╭─ Provided material
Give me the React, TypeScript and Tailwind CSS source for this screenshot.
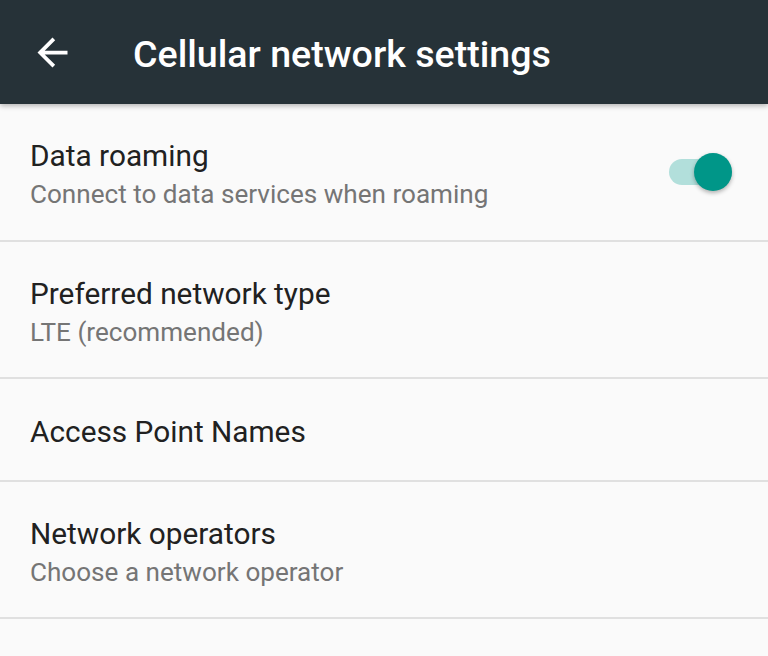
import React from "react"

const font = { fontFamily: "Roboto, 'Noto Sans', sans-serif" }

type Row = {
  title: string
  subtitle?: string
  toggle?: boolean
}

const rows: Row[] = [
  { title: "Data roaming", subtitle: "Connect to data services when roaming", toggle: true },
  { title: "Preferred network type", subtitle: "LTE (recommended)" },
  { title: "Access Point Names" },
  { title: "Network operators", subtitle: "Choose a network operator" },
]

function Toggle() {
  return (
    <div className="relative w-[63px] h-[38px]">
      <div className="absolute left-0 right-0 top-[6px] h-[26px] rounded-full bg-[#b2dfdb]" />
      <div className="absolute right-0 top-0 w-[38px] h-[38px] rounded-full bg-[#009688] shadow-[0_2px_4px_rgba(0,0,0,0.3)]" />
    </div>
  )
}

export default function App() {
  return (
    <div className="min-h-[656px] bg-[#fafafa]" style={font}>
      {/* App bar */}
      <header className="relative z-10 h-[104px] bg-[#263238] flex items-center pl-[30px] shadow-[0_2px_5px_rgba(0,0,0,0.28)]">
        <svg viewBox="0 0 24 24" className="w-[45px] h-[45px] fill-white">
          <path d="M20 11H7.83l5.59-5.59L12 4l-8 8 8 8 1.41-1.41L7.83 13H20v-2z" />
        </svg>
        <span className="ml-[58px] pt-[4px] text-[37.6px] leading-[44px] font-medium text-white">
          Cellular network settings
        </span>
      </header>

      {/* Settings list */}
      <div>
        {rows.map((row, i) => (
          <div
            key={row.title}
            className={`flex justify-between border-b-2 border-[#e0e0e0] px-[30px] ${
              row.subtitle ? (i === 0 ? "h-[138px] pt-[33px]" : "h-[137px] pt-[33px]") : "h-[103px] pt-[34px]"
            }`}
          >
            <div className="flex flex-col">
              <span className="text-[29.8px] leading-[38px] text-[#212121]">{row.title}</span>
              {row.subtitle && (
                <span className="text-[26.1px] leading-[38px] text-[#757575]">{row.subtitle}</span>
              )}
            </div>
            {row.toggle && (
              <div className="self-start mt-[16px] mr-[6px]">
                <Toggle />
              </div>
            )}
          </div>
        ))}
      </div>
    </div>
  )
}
╰─
**What to produce:** Print each line of the material above exactly, with the pictures removed from your copy.

**Solution:**
Give me the React, TypeScript and Tailwind CSS source for this screenshot.
import React from "react"

const font = { fontFamily: "Roboto, 'Noto Sans', sans-serif" }

type Row = {
  title: string
  subtitle?: string
  toggle?: boolean
}

const rows: Row[] = [
  { title: "Data roaming", subtitle: "Connect to data services when roaming", toggle: true },
  { title: "Preferred network type", subtitle: "LTE (recommended)" },
  { title: "Access Point Names" },
  { title: "Network operators", subtitle: "Choose a network operator" },
]

function Toggle() {
  return (
    <div className="relative w-[63px] h-[38px]">
      <div className="absolute left-0 right-0 top-[6px] h-[26px] rounded-full bg-[#b2dfdb]" />
      <div className="absolute right-0 top-0 w-[38px] h-[38px] rounded-full bg-[#009688] shadow-[0_2px_4px_rgba(0,0,0,0.3)]" />
    </div>
  )
}

export default function App() {
  return (
    <div className="min-h-[656px] bg-[#fafafa]" style={font}>
      {/* App bar */}
      <header className="relative z-10 h-[104px] bg-[#263238] flex items-center pl-[30px] shadow-[0_2px_5px_rgba(0,0,0,0.28)]">
        <svg viewBox="0 0 24 24" className="w-[45px] h-[45px] fill-white">
          <path d="M20 11H7.83l5.59-5.59L12 4l-8 8 8 8 1.41-1.41L7.83 13H20v-2z" />
        </svg>
        <span className="ml-[58px] pt-[4px] text-[37.6px] leading-[44px] font-medium text-white">
          Cellular network settings
        </span>
      </header>

      {/* Settings list */}
      <div>
        {rows.map((row, i) => (
          <div
            key={row.title}
            className={`flex justify-between border-b-2 border-[#e0e0e0] px-[30px] ${
              row.subtitle ? (i === 0 ? "h-[138px] pt-[33px]" : "h-[137px] pt-[33px]") : "h-[103px] pt-[34px]"
            }`}
          >
            <div className="flex flex-col">
              <span className="text-[29.8px] leading-[38px] text-[#212121]">{row.title}</span>
              {row.subtitle && (
                <span className="text-[26.1px] leading-[38px] text-[#757575]">{row.subtitle}</span>
              )}
            </div>
            {row.toggle && (
              <div className="self-start mt-[16px] mr-[6px]">
                <Toggle />
              </div>
            )}
          </div>
        ))}
      </div>
    </div>
  )
}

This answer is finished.